▶ Provided data:
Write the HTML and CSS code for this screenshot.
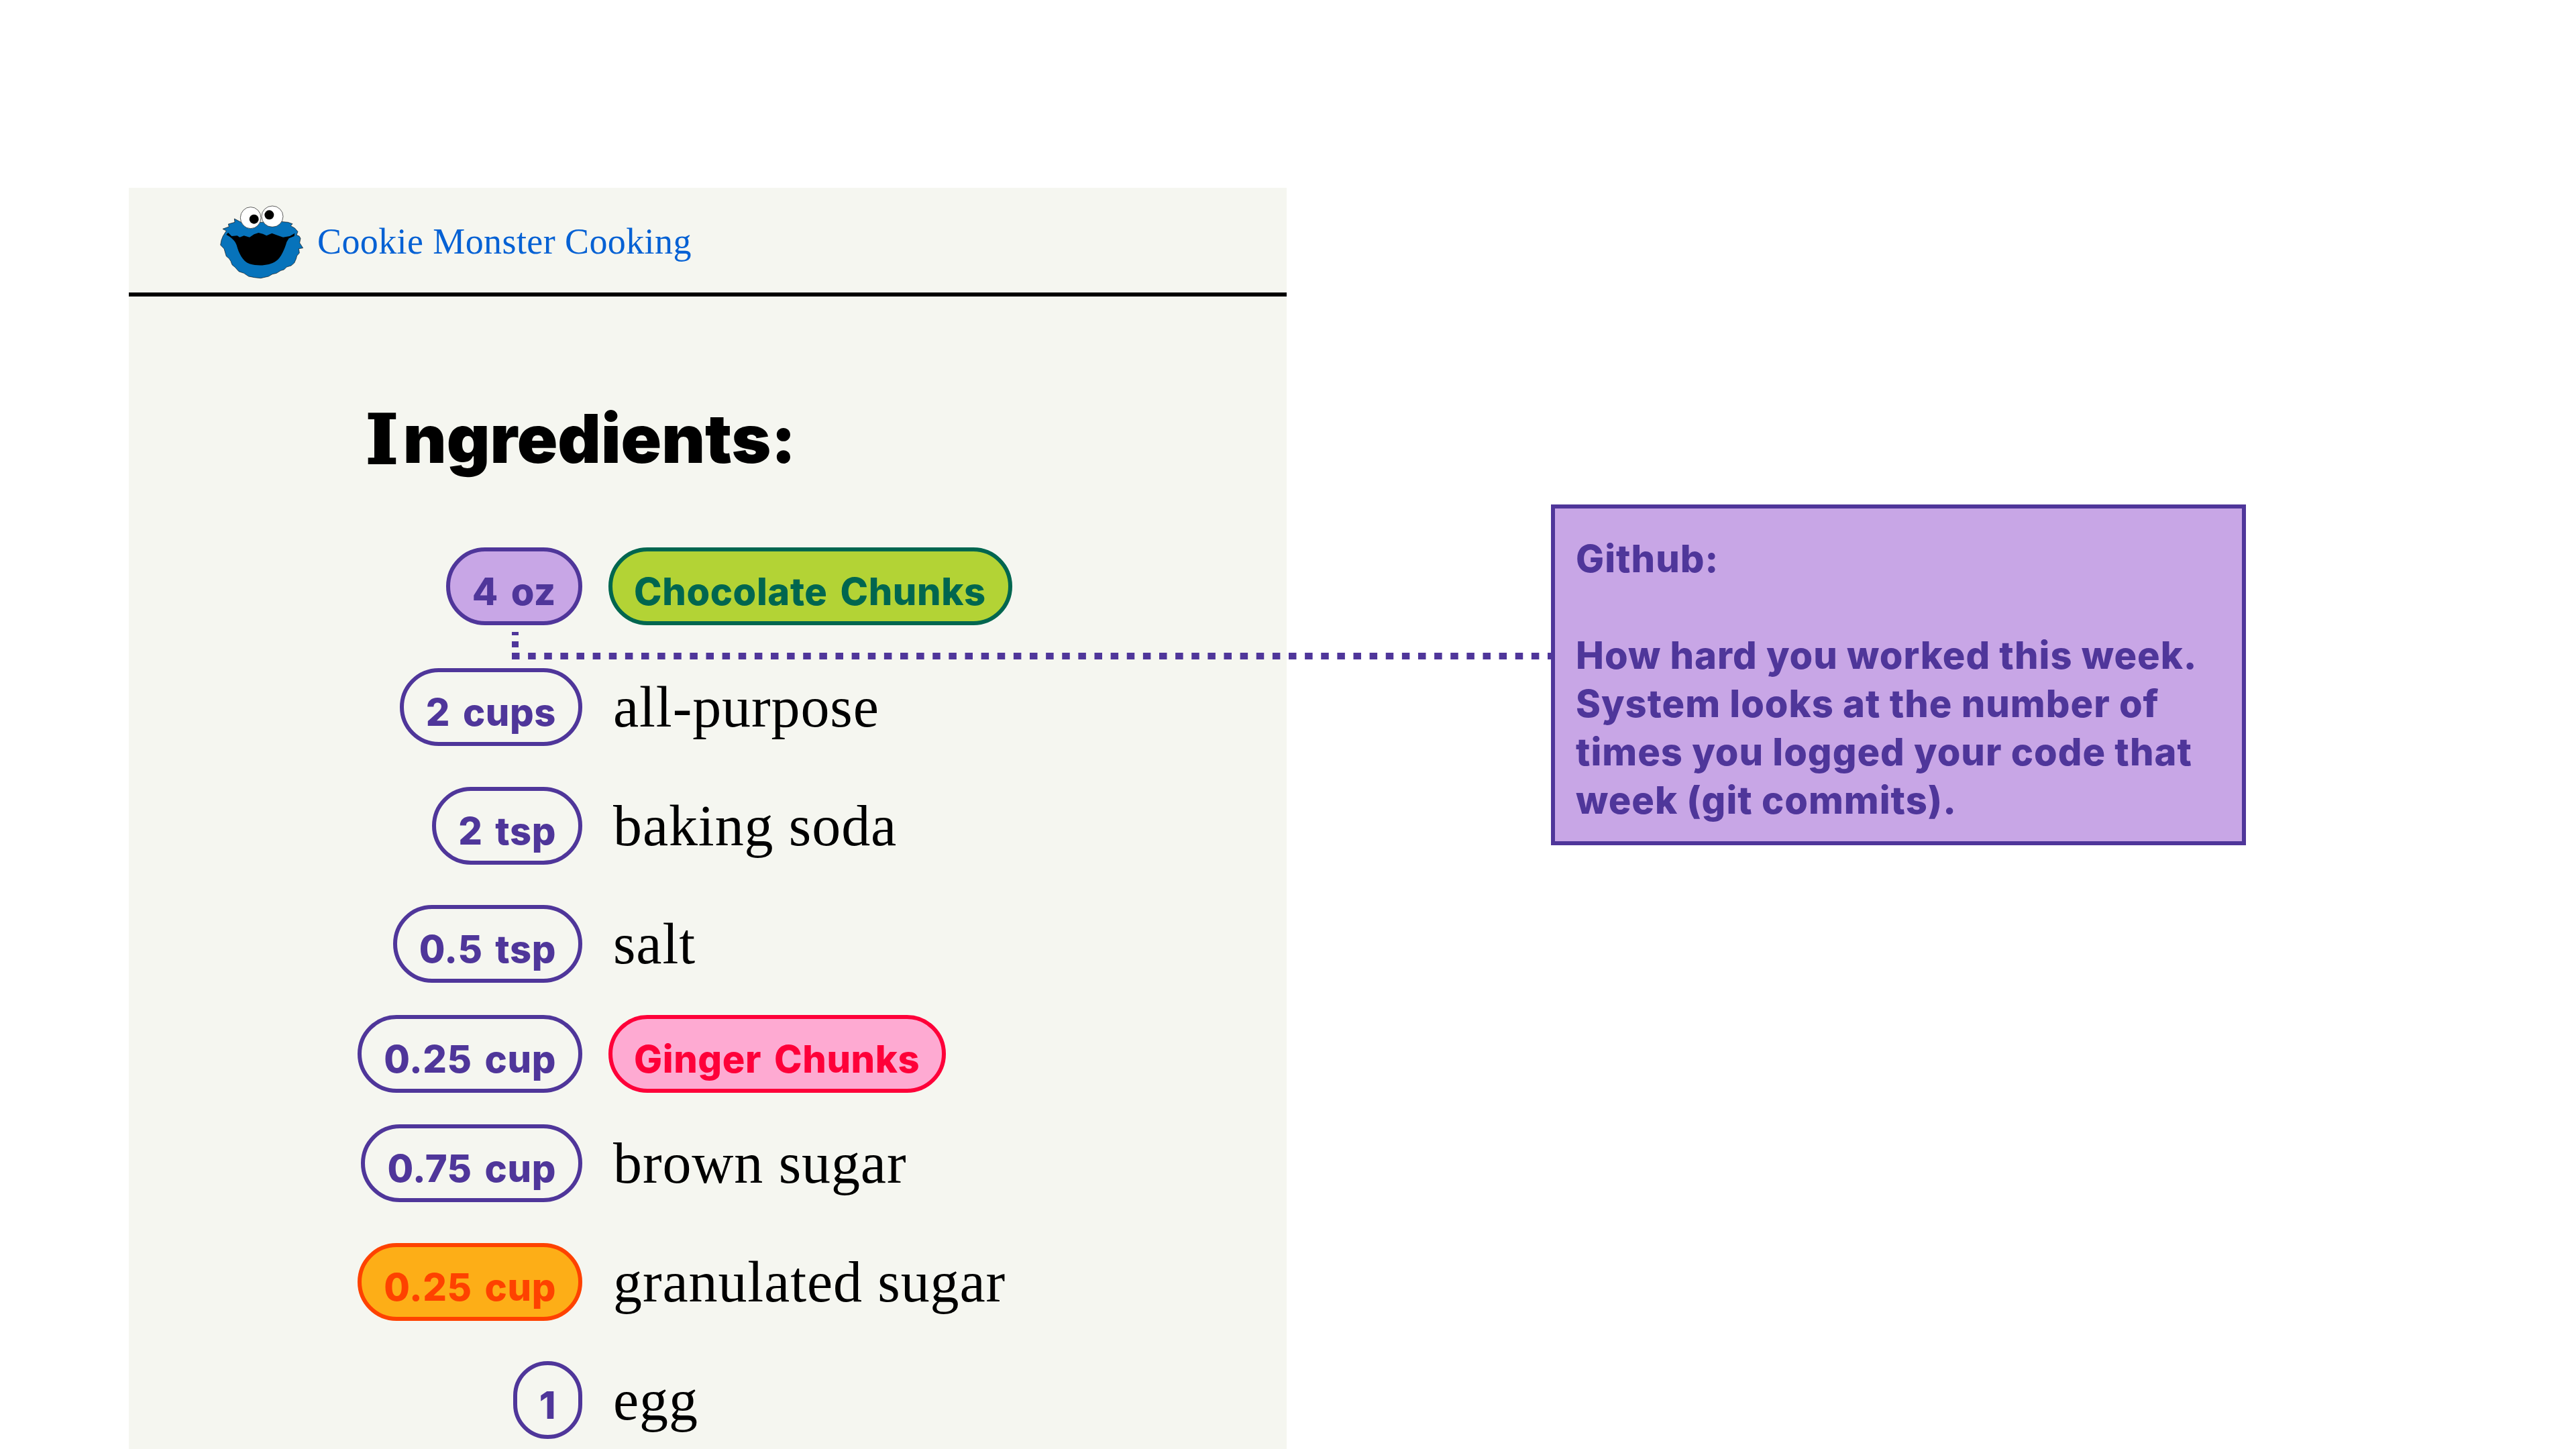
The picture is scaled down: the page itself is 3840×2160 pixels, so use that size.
FILE: index.html
```html
<!DOCTYPE html>
<html lang="en">
<head>
<meta charset="utf-8">
<title>Cookie Monster Cooking</title>
<link rel="stylesheet" href="styles.css">
</head>
<body>
<div class="stage">
  <main class="panel">
    <header class="topbar">
      <svg class="logo" viewBox="0 0 408 348" width="136" height="116" aria-hidden="true">
        <path class="fur" d="M82 72 L105 84 L120 92 L290 84 L300 86 L322 88 L342 95 L334 104 L352 114 L366 130 L360 145 L372 150 L378 160 L374 180 L389 203 L370 206 L373 225 L362 238 L358 252 L350 270 L336 282 L316 288 L304 300 L290 304 L270 316 L252 320 L235 330 L200 338 L172 335 L146 330 L125 316 L102 308 L86 290 L72 278 L66 262 L58 250 L46 240 L36 206 L20 190 L24 168 L31 150 L46 126 L30 118 L58 108 L55 96 L84 88 Z"/>
        <path class="mouth" d="M46 144 L54 134 L70 150 L95 148 L106 155 L125 148 L150 155 L170 142 L190 135 L210 140 L226 148 L250 137 L270 145 L300 155 L330 150 L352 137 L350 150 L326 160 L316 176 C308 205 292 245 268 262 C240 282 190 286 150 274 C118 262 102 226 92 190 C86 170 66 154 46 144 Z"/>
        <ellipse class="eye" cx="155" cy="68" rx="46" ry="48"/>
        <ellipse class="eye" cx="252" cy="62" rx="48" ry="47"/>
        <circle class="pupil" cx="170" cy="74" r="21"/>
        <circle class="pupil" cx="238" cy="55" r="21"/>
      </svg>
      <span class="brand">Cookie Monster Cooking</span>
    </header>
    <h1 class="title"><span class="title-cap">I</span>ngredients:</h1>
    <ul class="list">
      <li class="row row-first"><span class="qty qty-on">4 oz</span><span class="chip chip-green">Chocolate Chunks</span></li>
      <li class="row"><span class="qty">2 cups</span><span class="name">all-purpose</span></li>
      <li class="row"><span class="qty">2 tsp</span><span class="name">baking soda</span></li>
      <li class="row row-tight"><span class="qty">0.5 tsp</span><span class="name">salt</span></li>
      <li class="row row-tight"><span class="qty">0.25 cup</span><span class="chip chip-pink">Ginger Chunks</span></li>
      <li class="row"><span class="qty">0.75 cup</span><span class="name">brown sugar</span></li>
      <li class="row"><span class="qty qty-orange">0.25 cup</span><span class="name">granulated sugar</span></li>
      <li class="row"><span class="qty">1</span><span class="name">egg</span></li>
    </ul>
  </main>
  <svg class="connector" width="1549" height="44" viewBox="0 0 1549 44" aria-hidden="true">
    <path d="M5 2 V33" class="dash-v"/>
    <path d="M0 38 H1549" class="dash-h"/>
  </svg>
  <aside class="note">
    <p class="note-head">Github:</p>
    <p class="note-body">How hard you worked this week. System looks at the number of times you logged your code that week (git commits).</p>
  </aside>
</div>
</body>
</html>
```
FILE: styles.css
```css
html, body { margin: 0; padding: 0; background: #fff; }
body { width: 3840px; height: 2160px; overflow: hidden; }
.stage { position: relative; width: 3840px; height: 2160px; padding: 280px 0 0 192px; box-sizing: border-box; }
.panel { width: 1726px; height: 1880px; background: #f5f6f0; overflow: hidden; }

.topbar { box-sizing: border-box; height: 162px; border-bottom: 6px solid #000; display: flex; align-items: flex-start; padding: 22px 0 0 130px; }
.logo { flex: none; display: block; }
.fur { fill: #0773bb; stroke: #111; stroke-width: 2; stroke-linejoin: miter; }
.mouth { fill: #000; }
.eye { fill: #fff; stroke: #111; stroke-width: 2; }
.pupil { fill: #000; }
.brand { margin: 28px 0 0 15px; font: 400 54px/60px "Liberation Serif", serif; letter-spacing: 0.4px; color: #0561d4; white-space: nowrap; }

.title { box-sizing: border-box; margin: 0; padding: 162px 0 0 354px; height: 212px; font: 900 100px/100px Inter, sans-serif; color: #000; white-space: nowrap; }
.title-cap { font-family: "DejaVu Serif", serif; font-weight: 700; letter-spacing: 8px; -webkit-text-stroke: 4px #000; }

.list { list-style: none; margin: 162px 0 0; padding: 0; }
.row { display: grid; grid-template-columns: 676px auto; column-gap: 39px; align-items: start; height: 176.5px; }
.row-first { height: 180px; }
.row-tight { height: 163.5px; }

.qty, .chip { box-sizing: border-box; height: 116px; border: 6px solid #4f369a; border-radius: 58px; padding: 22px 33px 0; font: 800 56px/76px Inter, sans-serif; letter-spacing: 0.6px; word-spacing: 6px; white-space: nowrap; }
.qty { color: #4f369a; justify-self: end; }
.chip { justify-self: start; padding-left: 32px; }
.qty-on { background: #c8a6e6; }
.qty-orange { background: #fdae17; border-color: #fe4200; color: #fe4200; }
.chip-green { background: #b3d335; border-color: #00664f; color: #00664f; }
.chip-pink { background: #feaad2; border-color: #fe0039; color: #fe0039; }
.name { font: 400 86px/117px "Liberation Serif", serif; letter-spacing: 0.9px; color: #000; padding-left: 7px; white-space: nowrap; }

.connector { position: absolute; left: 763px; top: 940px; fill: none; stroke: #4f369a; stroke-width: 10; }
.dash-v { stroke-dasharray: 9 9; stroke-dashoffset: 4; }
.dash-h { stroke-dasharray: 11.5 12.625; }

.note { position: absolute; left: 2312px; top: 752px; width: 1036px; height: 508px; box-sizing: border-box; border: 6px solid #4f369a; background: #c8a6e6; padding: 39px 32px 39px 31px; font: 800 56px/72px Inter, sans-serif; letter-spacing: 1px; color: #4f369a; }
.note p { margin: 0; }
.note-head { margin-bottom: 72px !important; }
```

▶ Goal: All of the material above is to be copied exactly, except for its images.

▶ Expected answer:
Write the HTML and CSS code for this screenshot.
The picture is scaled down: the page itself is 3840×2160 pixels, so use that size.
FILE: index.html
```html
<!DOCTYPE html>
<html lang="en">
<head>
<meta charset="utf-8">
<title>Cookie Monster Cooking</title>
<link rel="stylesheet" href="styles.css">
</head>
<body>
<div class="stage">
  <main class="panel">
    <header class="topbar">
      <svg class="logo" viewBox="0 0 408 348" width="136" height="116" aria-hidden="true">
        <path class="fur" d="M82 72 L105 84 L120 92 L290 84 L300 86 L322 88 L342 95 L334 104 L352 114 L366 130 L360 145 L372 150 L378 160 L374 180 L389 203 L370 206 L373 225 L362 238 L358 252 L350 270 L336 282 L316 288 L304 300 L290 304 L270 316 L252 320 L235 330 L200 338 L172 335 L146 330 L125 316 L102 308 L86 290 L72 278 L66 262 L58 250 L46 240 L36 206 L20 190 L24 168 L31 150 L46 126 L30 118 L58 108 L55 96 L84 88 Z"/>
        <path class="mouth" d="M46 144 L54 134 L70 150 L95 148 L106 155 L125 148 L150 155 L170 142 L190 135 L210 140 L226 148 L250 137 L270 145 L300 155 L330 150 L352 137 L350 150 L326 160 L316 176 C308 205 292 245 268 262 C240 282 190 286 150 274 C118 262 102 226 92 190 C86 170 66 154 46 144 Z"/>
        <ellipse class="eye" cx="155" cy="68" rx="46" ry="48"/>
        <ellipse class="eye" cx="252" cy="62" rx="48" ry="47"/>
        <circle class="pupil" cx="170" cy="74" r="21"/>
        <circle class="pupil" cx="238" cy="55" r="21"/>
      </svg>
      <span class="brand">Cookie Monster Cooking</span>
    </header>
    <h1 class="title"><span class="title-cap">I</span>ngredients:</h1>
    <ul class="list">
      <li class="row row-first"><span class="qty qty-on">4 oz</span><span class="chip chip-green">Chocolate Chunks</span></li>
      <li class="row"><span class="qty">2 cups</span><span class="name">all-purpose</span></li>
      <li class="row"><span class="qty">2 tsp</span><span class="name">baking soda</span></li>
      <li class="row row-tight"><span class="qty">0.5 tsp</span><span class="name">salt</span></li>
      <li class="row row-tight"><span class="qty">0.25 cup</span><span class="chip chip-pink">Ginger Chunks</span></li>
      <li class="row"><span class="qty">0.75 cup</span><span class="name">brown sugar</span></li>
      <li class="row"><span class="qty qty-orange">0.25 cup</span><span class="name">granulated sugar</span></li>
      <li class="row"><span class="qty">1</span><span class="name">egg</span></li>
    </ul>
  </main>
  <svg class="connector" width="1549" height="44" viewBox="0 0 1549 44" aria-hidden="true">
    <path d="M5 2 V33" class="dash-v"/>
    <path d="M0 38 H1549" class="dash-h"/>
  </svg>
  <aside class="note">
    <p class="note-head">Github:</p>
    <p class="note-body">How hard you worked this week. System looks at the number of times you logged your code that week (git commits).</p>
  </aside>
</div>
</body>
</html>
```
FILE: styles.css
```css
html, body { margin: 0; padding: 0; background: #fff; }
body { width: 3840px; height: 2160px; overflow: hidden; }
.stage { position: relative; width: 3840px; height: 2160px; padding: 280px 0 0 192px; box-sizing: border-box; }
.panel { width: 1726px; height: 1880px; background: #f5f6f0; overflow: hidden; }

.topbar { box-sizing: border-box; height: 162px; border-bottom: 6px solid #000; display: flex; align-items: flex-start; padding: 22px 0 0 130px; }
.logo { flex: none; display: block; }
.fur { fill: #0773bb; stroke: #111; stroke-width: 2; stroke-linejoin: miter; }
.mouth { fill: #000; }
.eye { fill: #fff; stroke: #111; stroke-width: 2; }
.pupil { fill: #000; }
.brand { margin: 28px 0 0 15px; font: 400 54px/60px "Liberation Serif", serif; letter-spacing: 0.4px; color: #0561d4; white-space: nowrap; }

.title { box-sizing: border-box; margin: 0; padding: 162px 0 0 354px; height: 212px; font: 900 100px/100px Inter, sans-serif; color: #000; white-space: nowrap; }
.title-cap { font-family: "DejaVu Serif", serif; font-weight: 700; letter-spacing: 8px; -webkit-text-stroke: 4px #000; }

.list { list-style: none; margin: 162px 0 0; padding: 0; }
.row { display: grid; grid-template-columns: 676px auto; column-gap: 39px; align-items: start; height: 176.5px; }
.row-first { height: 180px; }
.row-tight { height: 163.5px; }

.qty, .chip { box-sizing: border-box; height: 116px; border: 6px solid #4f369a; border-radius: 58px; padding: 22px 33px 0; font: 800 56px/76px Inter, sans-serif; letter-spacing: 0.6px; word-spacing: 6px; white-space: nowrap; }
.qty { color: #4f369a; justify-self: end; }
.chip { justify-self: start; padding-left: 32px; }
.qty-on { background: #c8a6e6; }
.qty-orange { background: #fdae17; border-color: #fe4200; color: #fe4200; }
.chip-green { background: #b3d335; border-color: #00664f; color: #00664f; }
.chip-pink { background: #feaad2; border-color: #fe0039; color: #fe0039; }
.name { font: 400 86px/117px "Liberation Serif", serif; letter-spacing: 0.9px; color: #000; padding-left: 7px; white-space: nowrap; }

.connector { position: absolute; left: 763px; top: 940px; fill: none; stroke: #4f369a; stroke-width: 10; }
.dash-v { stroke-dasharray: 9 9; stroke-dashoffset: 4; }
.dash-h { stroke-dasharray: 11.5 12.625; }

.note { position: absolute; left: 2312px; top: 752px; width: 1036px; height: 508px; box-sizing: border-box; border: 6px solid #4f369a; background: #c8a6e6; padding: 39px 32px 39px 31px; font: 800 56px/72px Inter, sans-serif; letter-spacing: 1px; color: #4f369a; }
.note p { margin: 0; }
.note-head { margin-bottom: 72px !important; }
```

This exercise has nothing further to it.